Situaciones como las de Manuel y su hijo estuvieron provocadas porque la recién instaurada autoridad golpista realizó una selección de personas a las que reclamar la atención de los huidos y escondidos. Esta selección solía ser poco justa y se basó en antiguas rencillas. En la retaguardia de los regulares, los falangistas tuvieron un papel muy activo. Una vez eliminados los líderes políticos de las localidades gaditanas, la Falange se hizo dueña y señora de todo el territorio. «Para ello, asesinaba impunemente al amparo del bando de guerra, con el visto bueno de los mandos militares y de los comandantes de la Guardia Civil, mientras organizaba concienzudamente su milicia denominada Leones de Rota», según Fernando Romero.

Puntos negros

La provincia gaditana quedó salpicada de puntos negros. Lugares manchados de sangre donde habitualmente se realizaban los fusilamientos o se enterraba en fosas a los asesinados. En la capital los asesinatos se concentraron en el foso de las Puertas de Tierra cercanas al Baluarte de San Roque, en la Plaza de Toros, en el cementerio o en el Vapor de Miraflores atracado en el muelle desde donde se arrojaban los cuerpos al mar. En la sierra destacaron lugares como el cementerio de El Bosque y Grazalema; en los asomaderos de detrás de la Iglesia Mayor en esta última localidad; en la explanada del muro de la Iglesia Mayor de Benamahoma o en el Puerto del Boyar entre Grazalema y Benamahoma. En todos estos lugares los vecinos crearon símbolos que permitieron identificarlos y que han hecho posible el registro actual de fosas. Normalmente se plantaban pinos, pinsapos o chopos que desentonaban con la vegetación autóctona pero que pasaban inadvertidos para los foráneos. Uno de los casos más especiales es el de la fosa de Benamahoma. En éste lugar los vecinos plantaron lirios blancos que hoy, siguen floreciendo cada noviembre, el mes de los difuntos.

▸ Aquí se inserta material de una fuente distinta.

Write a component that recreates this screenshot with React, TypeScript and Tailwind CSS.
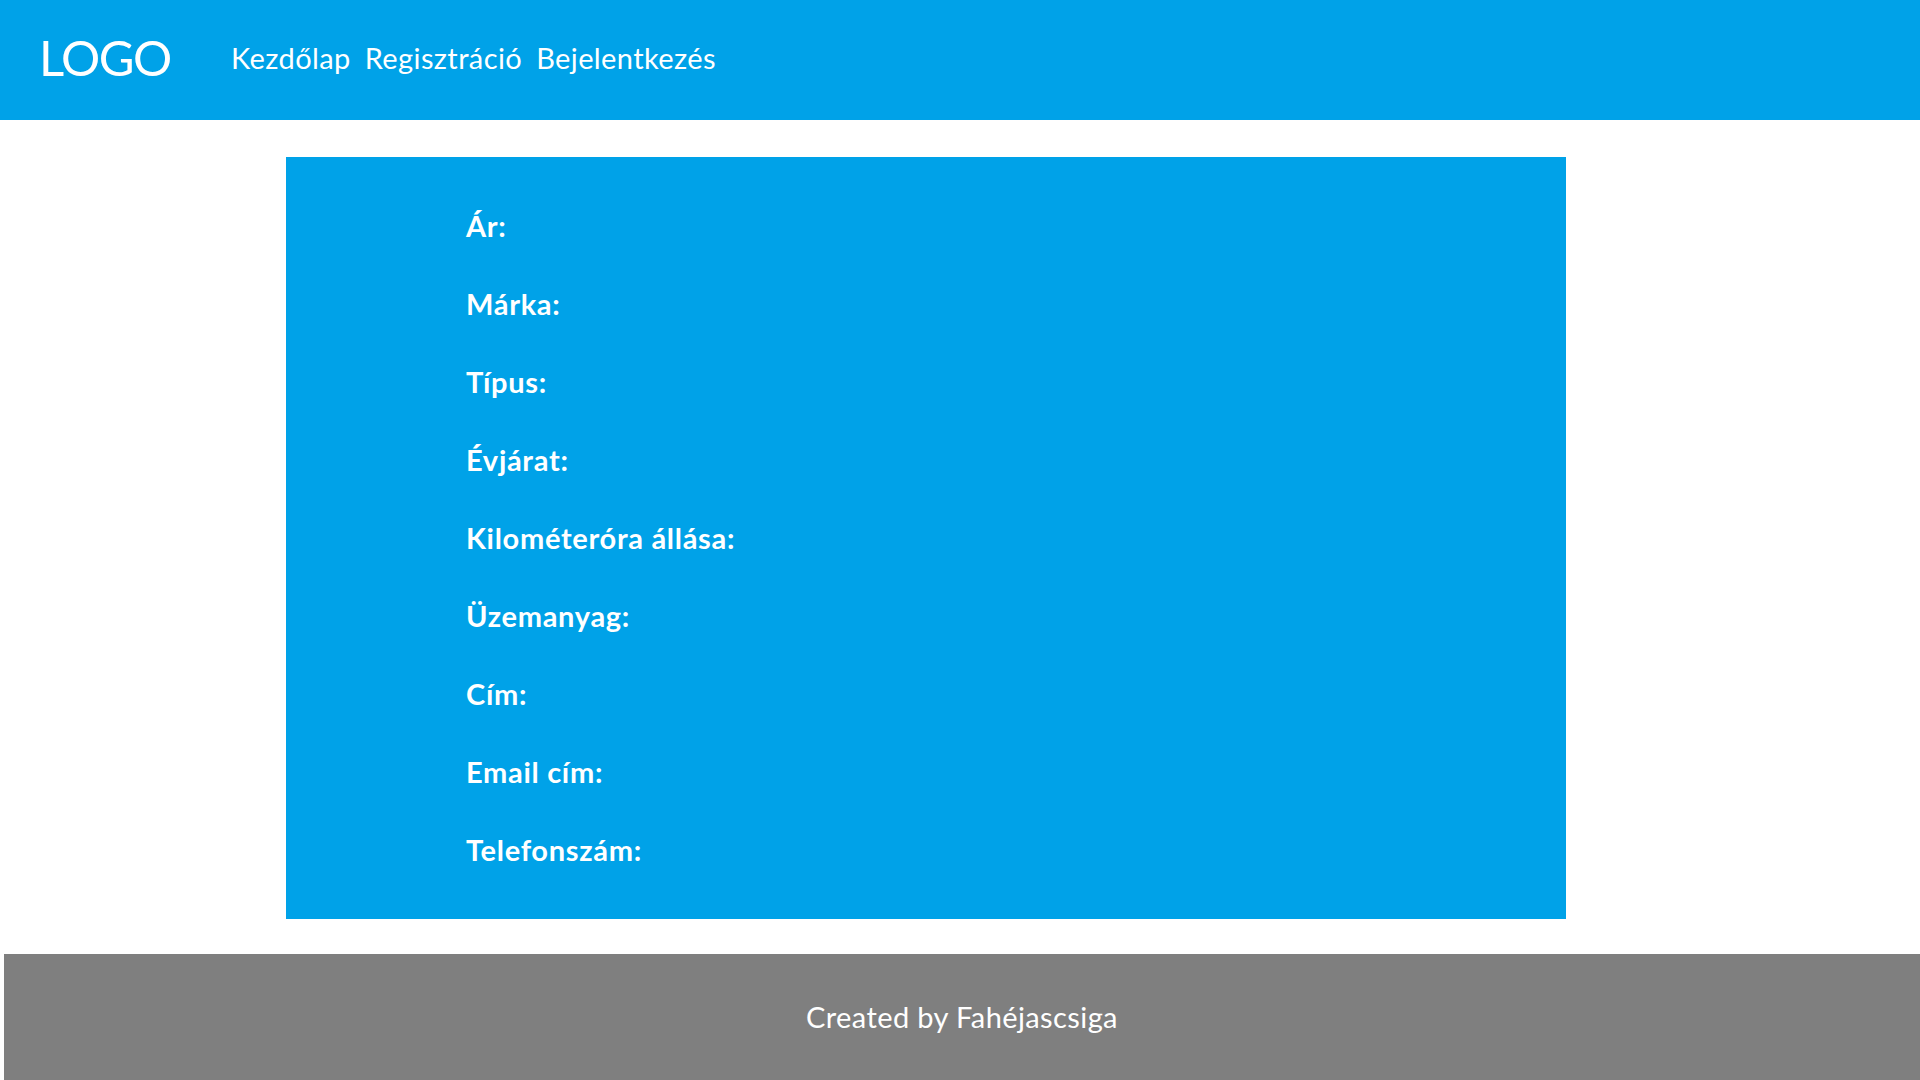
import React from "react";

const labels = [
  "Ár:",
  "Márka:",
  "Típus:",
  "Évjárat:",
  "Kilométeróra állása:",
  "Üzemanyag:",
  "Cím:",
  "Email cím:",
  "Telefonszám:",
];

export default function App() {
  return (
    <div className="w-[1920px] h-[1080px] bg-white overflow-hidden text-white font-['Lato','Liberation_Sans',sans-serif]">
      <header className="h-[120px] bg-[#00A2E8] flex items-start pl-[39px]">
        <span className="w-[192px] shrink-0 text-[49px] leading-[114px] tracking-[-1.5px]">LOGO</span>
        <nav className="flex gap-[14px] text-[29px] leading-[116px] tracking-[0.4px]">
          <a>Kezdőlap</a>
          <a>Regisztráció</a>
          <a>Bejelentkezés</a>
        </nav>
      </header>
      <main className="mt-[37px] ml-[286px] w-[1280px] h-[762px] bg-[#00A2E8] pt-[30px] pl-[180px]">
        {labels.map((l) => (
          <div key={l} className="h-[78px] leading-[78px] text-[29px] font-bold tracking-[0.7px]">
            {l}
          </div>
        ))}
      </main>
      <footer className="mt-[35px] ml-[4px] h-[126px] bg-[#7F7F7F] flex items-center justify-center text-[29px] tracking-[0.4px]">
        Created by Fahéjascsiga
      </footer>
    </div>
  );
}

La historia de Manuel y su hijo terminó el pasado 2004 cuando otro de sus hijos y su nieto descubrieron la fosa en la que estuvieron desaparecidos junto a otros 15 vecinos de la sierra.

Un acto emotivo que hizo posible que estas víctimas inocentes y sus familiares pudiesen descansar en paz. Sin embargo, aún quedan muchos lugares en la provincia y en toda España, testigos mudos del horror que esperan en silencio poder contar su desgarradora historia.